I wanted to spend a few moments considering the point at the end of the last post, specifically the model of liturgical professionalism that arose throughout the medieval period, its organization in cathedral structures in the Late Sarum period, and its continuation in some contemporary practices of regular but low-attendance parish services like daily masses or the public Daily Office.

I have to begin by identifying what I understand to be part of the reluctance or resistance to this system. Jumping back to my own “proper” field for a moment, I want to steal some theory from a recent work, Among the Gentiles by Luke Timothy Johnson. (If you are interested in the New Testament or in the Early Church this should definitely be on your reading list! This is Johnson the scholar at his best—taking his exhaustive knowledge of Greco-Roman religious literature and condensing it into a brilliant synthesis, then using it to shed new light on Jewish and early Christian texts.) Based on his work with the sources, Johnson identifies four main non-exclusive ways of being religious in the Greco-Roman milieu:

  • A: the way of participation in divine benefits
  • B: the way of moral transformation
  • C: the way of transcending the world
  • D: the way of stabilizing the world

In his application of this synthesis to the New Testament and early Christianity, he finds that the New Testament emphasizes most strongly types A and B. With legitimation of the Church, the post-Constantinian writings seem to make a shift to A and D. (Particularly in the sense that D can be seen as the “supply side” of A—the benefits come through the ritual process and priestcraft of D.) He suggests in a concluding chapter that many of the Reformation movements were strongly of type B and were reacting to the types A and D of late medieval Catholicism and that some of our own Anglican struggles between the Puritans and the High Churchmen concerned appropriate levels of B and D in our own body.

And that’s where I’d identify some of the current discomfort—my own and Isaac’s: the system of endowed choirs and certain groups of professionals doing liturgy without the conscious and active participation of the majority of the community (a definite type D way of doing religion) affronts some of our type B inclinations. That is, if we’re not being edified or transformed, is this system a legitimate expression of the faith we hold?

I want to argue that is legitimate, and worth doing and supporting in our present situation.

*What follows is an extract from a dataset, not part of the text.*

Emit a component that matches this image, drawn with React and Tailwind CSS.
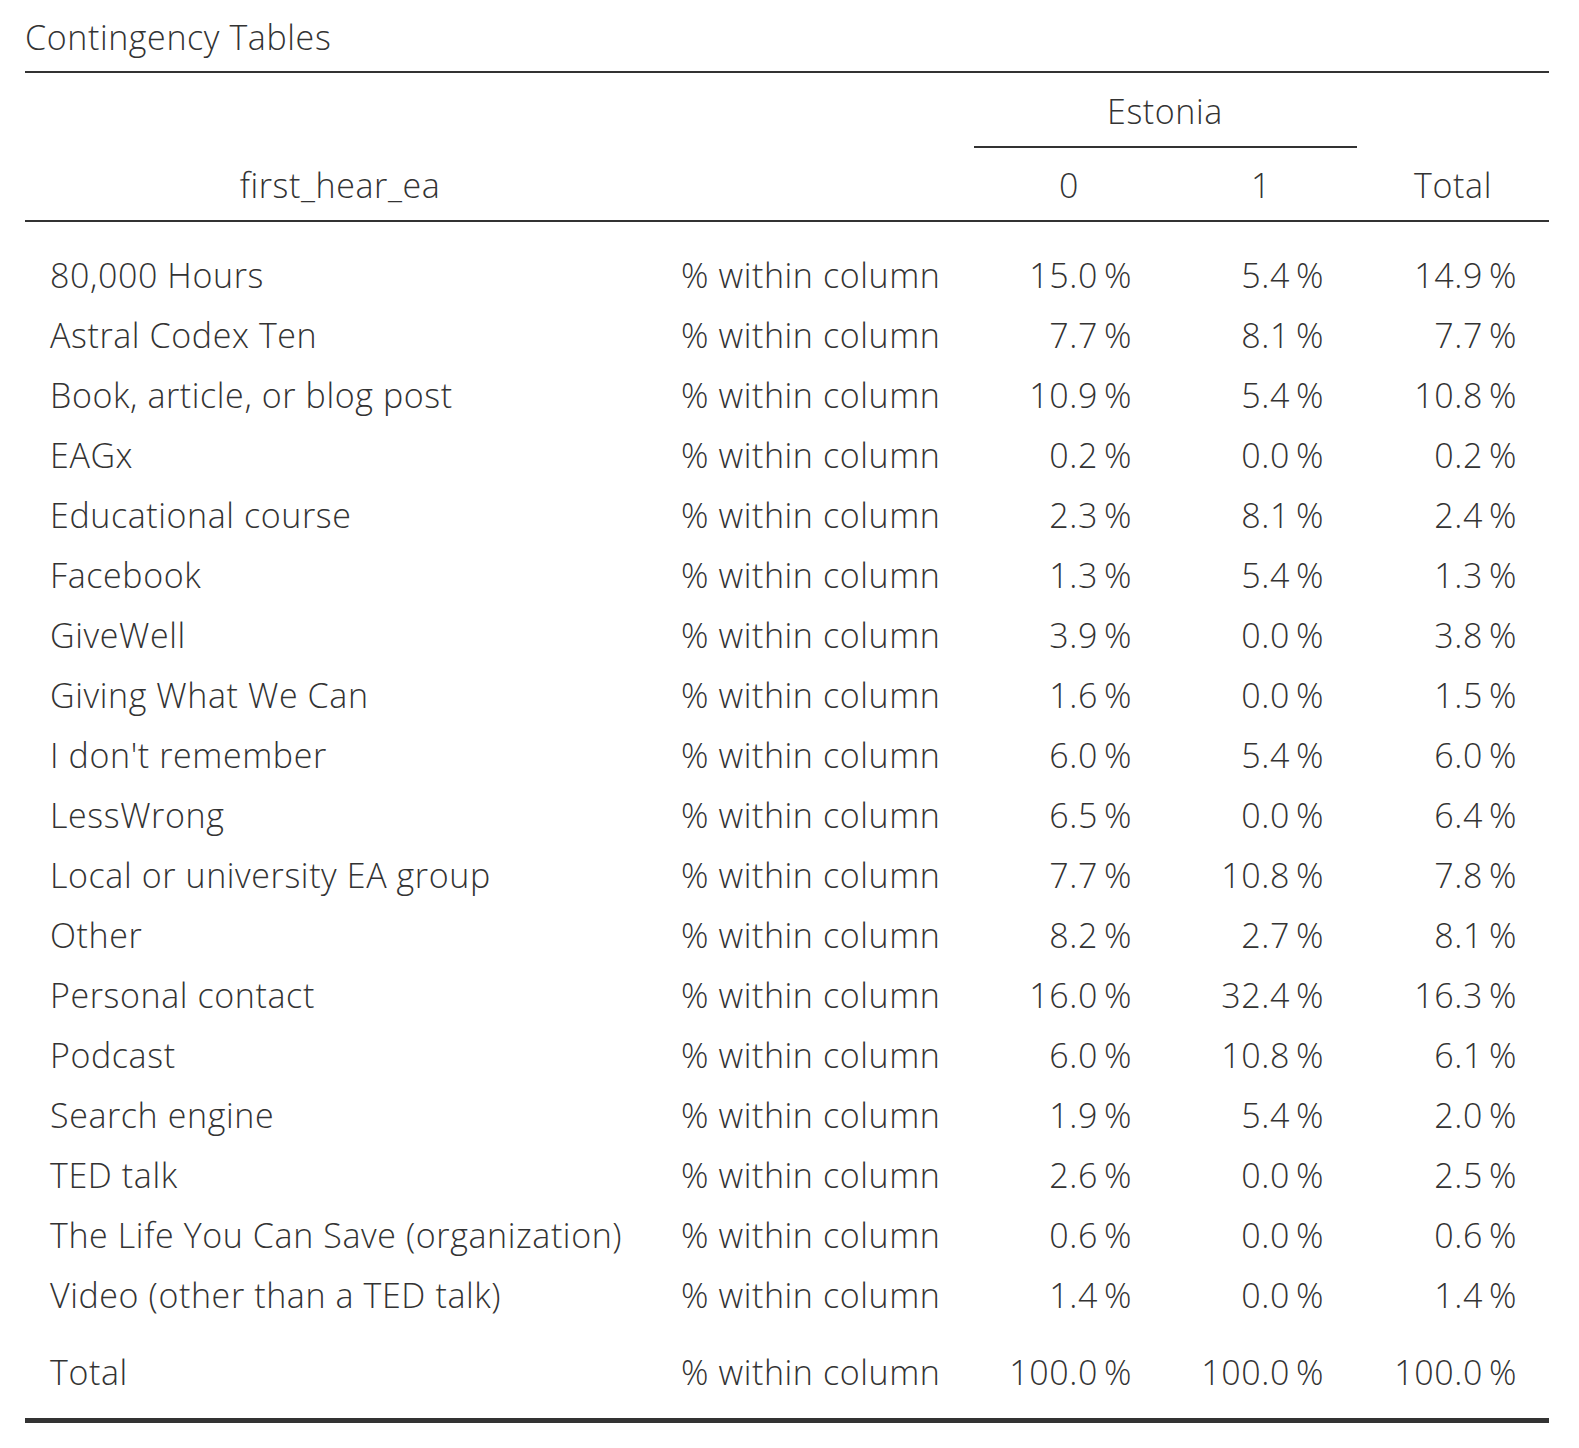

God does not need our prayers and liturgies. God is God without them. The prayers and liturgies are for our benefit—but benefit and edification are not always the same thing.

The Morning Offices of the Western Church are, to me, our clearest documents of purpose. Mat(t)ins begins thus: Open thou our lips, O Lord/And our mouth shall proclaim thy praise. Then the Venite itself issues a call to praise God as the One who holds all creation in being and the One who guides his people as a flock. The festal Te Deum offers us a doxological perspective of the created order, showing us our place as beings most fully alive when oriented with the rest of creation in its uncorrupt state towards and in praise of God. Finally the ultimate Lauds psalms (from which the Office earns its appellation) echo and expand the Te Deum.

There are two reasons that we praise. The first is because we are creatures offering the praise due our Creator. As made beings, we owe our existence to the One who made us and who should be praised for it. The second is thanks to our Baptism: in our Baptism we are consciously and intentionally joined to and made aware of our membership within the Body of Christ. We become conscious participants within the life of God. Within these our boundaries our praises take on a deeper and greater valence—we participate in the internal dialogue of the Trinity. Expressed most perfectly in the Eucharist, we as the divided members of the Body of Christ come together as part of the eschatological Body of Christ who offers his own self and praises to God the Father in and through the Holy Spirit.

Now—creation continues without our praise; the dialogue of the Trinity continues without us. However, we as individuals and as a community most clearly express our nature when we are oriented in praise towards God.

Paul calls us to “pray without ceasing.” To pray without ceasing is to be in constant awareness and embodiment of life in contact with God. It is to live the praise of God in all of our actions, proclaiming through daily virtues the victory of God in Christ and the triumph of love and light over darkness, hatred, and all the forces that seek to corrupt the works of God. It is for us to recall our right mind—for the Body of Christ to be directed by the Mind of Christ. (That there would be my own type B inclinations coming up to the surface…)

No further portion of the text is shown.